Le déficit courant, après avoir connu une légère contraction en 2007 (USD 718 mds contre UDS 771 mds l’année précédente), s’est stabilisé depuis le début de l’année, il ressort en moyenne à USD 707 mds en données annualisées sur les trois premiers trimestres.

La progression des exportations a nettement dépassé celle des importations (14,9% en g.a. contre 11,71), le taux de couverture de ces dernières (exports/imports) s’est ainsi progressivement redressé (64,7% en 2005, 70,1% en 2007, 73,6% au T3 2008). Il reste que, par le jeu de l’effet de base (l’ampleur de l’écart entre les ventes et les achats à l’étranger), la différence entre l’essor des exportations et celle des importations n’a pas permis d’aller au-delà d’une simple stabilisation du déficit.

Les revenus versés à l’extérieur se contractent tout comme ceux reçus du reste du monde, leur solde demeure positif (USD 895,8 mds en données annualisées reçus contre USD 783 mds versés), et ce en dépit du creusement d’une position extérieure négative (l’écart entre les avoirs de l’étranger et les avoirs américains ressort à USD 3 458 mds au T3 2008 contre 2 880 mds fin 2007).

Le rendement apparent des avoirs américains à l’étranger continue à dépasser nettement celui des avoirs détenus par les non-résidents aux Etats-Unis.

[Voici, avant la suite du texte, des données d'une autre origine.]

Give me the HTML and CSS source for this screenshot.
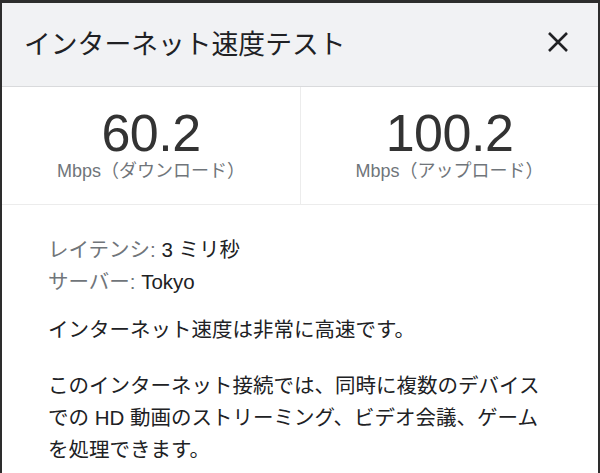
FILE: index.html
```html
<!DOCTYPE html>
<html lang="ja">
<head>
<meta charset="utf-8">
<title>インターネット速度テスト</title>
<link rel="stylesheet" href="styles.css">
</head>
<body>
<div class="dialog">
  <header class="head">
    <h1 class="title">インターネット速度テスト</h1>
    <button class="close" aria-label="閉じる">
      <svg width="22" height="22" viewBox="0 0 22 22"><path d="M2 2 L20 20 M20 2 L2 20" stroke="#202124" stroke-width="2.6" stroke-linecap="butt" fill="none"/></svg>
    </button>
  </header>
  <section class="metrics">
    <div class="metric">
      <div class="num">60.2</div>
      <div class="unit">Mbps（ダウンロード）</div>
    </div>
    <div class="metric">
      <div class="num">100.2</div>
      <div class="unit">Mbps（アップロード）</div>
    </div>
  </section>
  <section class="body">
    <div class="info"><span class="lbl">レイテンシ:</span> 3 ミリ秒</div>
    <div class="info"><span class="lbl">サーバー:</span> Tokyo</div>
    <p class="p1">インターネット速度は非常に高速です。</p>
    <p class="p2">このインターネット接続では、同時に複数のデバイスでの HD 動画のストリーミング、ビデオ会議、ゲームを処理できます。</p>
  </section>
</div>
</body>
</html>
```

FILE: styles.css
```css
html, body {
  margin: 0;
  padding: 0;
  height: 100%;
  background: #2d2d2d;
  overflow: hidden;
}
body {
  font-family: "Liberation Sans", "Noto Sans CJK JP", sans-serif;
  color: #202124;
}
.dialog {
  margin: 3px 2px 0;
  background: #fff;
  height: 470px;
  overflow: hidden;
}
.head {
  height: 84px;
  background: #f1f2f4;
  border-bottom: 1px solid #d9dadc;
  display: flex;
  align-items: center;
  justify-content: space-between;
  padding: 0 29px 0 22px;
  box-sizing: border-box;
}
.title {
  margin: 0;
  font-size: 26.8px;
  font-weight: 400;
  color: #202124;
  line-height: 1;
  padding-top: 2px;
}
.close {
  background: none;
  border: 0;
  padding: 0;
  width: 22px;
  height: 22px;
  display: flex;
  margin-top: -6px;
}
.metrics {
  display: grid;
  grid-template-columns: 1fr 1fr;
  height: 118px;
  border-bottom: 1px solid #ececec;
  box-sizing: border-box;
}
.metric {
  display: flex;
  flex-direction: column;
  align-items: center;
  justify-content: center;
  padding-bottom: 2px;
}
.metric + .metric {
  border-left: 1px solid #ececec;
}
.num {
  font-size: 52px;
  line-height: 52px;
  color: #333;
  letter-spacing: -0.5px;
}
.unit {
  font-size: 18px;
  line-height: 22px;
  color: #70757a;
  margin-top: 1px;
}
.body {
  padding: 29px 46px 0;
  font-size: 20.5px;
  line-height: 32px;
}
.info {
  color: #202124;
}
.lbl {
  color: #70757a;
}
.p1 {
  margin: 16px 0 0;
}
.p2 {
  margin: 24px 0 0;
}
```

Cette configuration est liée à la différence de structure entre les avoirs américains sur l’étranger et les avoirs étrangers aux Etats-Unis, lesquels comportent une proportion élevée de produits de taux au premier rang desquels les Treasuries et les titres de GSEs(2).

Les sorties de capitaux se sont contractées de façon très sensible cette année, passant de USD 921,4 mds en 2007 à 167,8 mds en moyenne sur les trois premiers trimestres 2008 (données annualisées), ce qui a réduit le besoin de financement brut des Etats-Unis. Les achats nets au titre d’opérations de portefeuille (commercial paper, obligations, actions…) sont négatifs sur les trois premiers trimestres (USD -64,7 mds), en liaison avec les comportements de rapatriements. Les sorties au titre des IDE, en revanche, sont quasi stables (USD 300,2 mds sur trois trimestres (annualisés) contre USD 333 mds l’an dernier).

Contrepartie de la stabilisation du déficit courant et du repli des sorties de capitaux, les entrées sont en nette contraction : USD 825,4 mds en données annualisées sur trois trimestres contre 1 693,9 mds en 2007 et 1 831,1 mds en 2006.

La structure des entrées de capitaux s’est modifiée avec une place accrue prise par les achats de titres du Trésor (USD 215 mds en 2007, 641 en 2008 (3 trimestres annualisés)) en liaison avec la montée de l’aversion au risque. Les achats de Treasuries par les banques centrales sont passés de USD 58,9 mds à 349 mds. Les achats de titres des GSEs se sont repliés de USD 277,3 mds à 199 mds sur trois trimestres (-241 au T3), la part des banques centrales revenant de USD 236,3 mds à 199 mds sur trois trimestres (-58,3 au T3).

Les achats d’obligations corporate qui comprennent les ABS se sont effondrés, passant de USD 925 mds à 52,4 sur trois trimestres (-126,3 au T3), de même que les achats d’actions (176,4 en 2007, 32,5 sur les trois premiers trimestres 2008). Les entrées de capitaux au titre des investissements directs ont, en revanche, augmenté, passant de USD 237,5 mds à 354,6 mds.

La part des actifs financiers détenus par les non-résidents poursuit naturellement sa progression, elle a dépassé les 50% pour la dette fédérale (50,42% à la fin du T3 contre 47,7% fin 2007 et 32,2 en 2003). La part des non-résidents dans l’encours des titres de GSEs ressort à 19,8% (21,2% fin 2007 et 11% en 2003), celle des obligations corporate détenues par l’étranger atteint 25,04% (contre 24,6% l’an dernier et 18,9% en 2003), la part des actions ressort à 11,2% (contre 10,9 l’an dernier et 10,1% en 2003).

NOTES

(1) Pour plus de précisions, voir P. d’Arvisenet : Editorial de Conjoncture-Taux-Change, décembre 2008.

(2) Les Treasuries, GSEs, corporate bonds représentent 45% des actifs des non-résidents aux Etats-Unis, les instruments comparables n’entrent qu’à hauteur de 15% dans les actifs étrangers détenus par les Américains.